The editor invites chapter proposals for an edited collection exploring
the work of Dave the Potter, or David Drake (ca. 1800-1874), a
nineteenth-century African American slave and potter who worked in
Edgefield, South Carolina. In addition to making some of the largest
hand-built pottery of the period, Drake incised writing onto his
storage jars and pots—signatures, proverbs, couplets of poetry, and
witticisms. Some of this writing is documentational, but much of it is
proverbial and poetic. Overtly disobeying prohibitions against slave
literacy, these inscriptions range in tone from the audacious ("I made
this jar" or "Cash Wanted") to the absurd ("Making this Jar–I Had All
Thoughts/Lads & Gentlemen–Never Out Walks"). Save for a few
commentators, such as craft historian John Vlach, journalist and
fiction writer Leonard Todd, McKissick Museum curator Jill Beute
Koverman, and my own chapter in Fugitive Vision (Indiana, 2008), Dave
the Potter and the implications of his art and writing have hardly been
discussed by the scholarly community. This collection is an attempt to
rectify that scarcity of commentary.
Possible topics include:
- Dave the Potter as subject of contemporary art and writing in Leonard
Todd’s Carolina Clay, or Laban Carrick Hill and Bryan Collier’s award
winning children’s book Dave the Potter, or Chicago artist Theaster
Gates’s exhibit and installation “To Speculate Darkly”.

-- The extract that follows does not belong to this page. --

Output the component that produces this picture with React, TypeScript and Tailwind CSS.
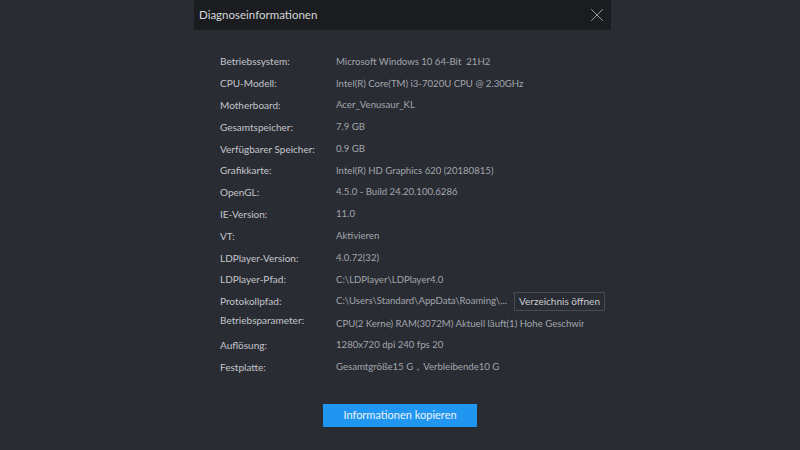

- Dave’s place in a revamped art history or literary canon of the US,
of South Carolina, of African Americans, or of the Diaspora
- Comparisons of Dave and other artisans, artists, or writers
- Dave’s work as the site for an intervention into theories or methods
of critical race studies, history, art history, slave signatures,
inscriptions, poetry, heroic couplets, hybridity, pottery, colonoware,
ceramic form, notions of interdisciplinarity, fungibility, canonicity,
Diaspora, etc.
- Analyses (from a range of approaches) of Dave’s poetic inscriptions
as well as his vessels
This list is more suggestive than exhaustive: the editor and the
university presses interested in this collection welcome a range of
topics, approaches, and disciplines.
Queries should be submitted to michael.chaneydartmouth.edu.
Please send 400-600 word proposals as well as a C.V. to the same email
address by March 1st 2012. Completed chapter-essays for accepted
proposals will be due by June 1st 2012.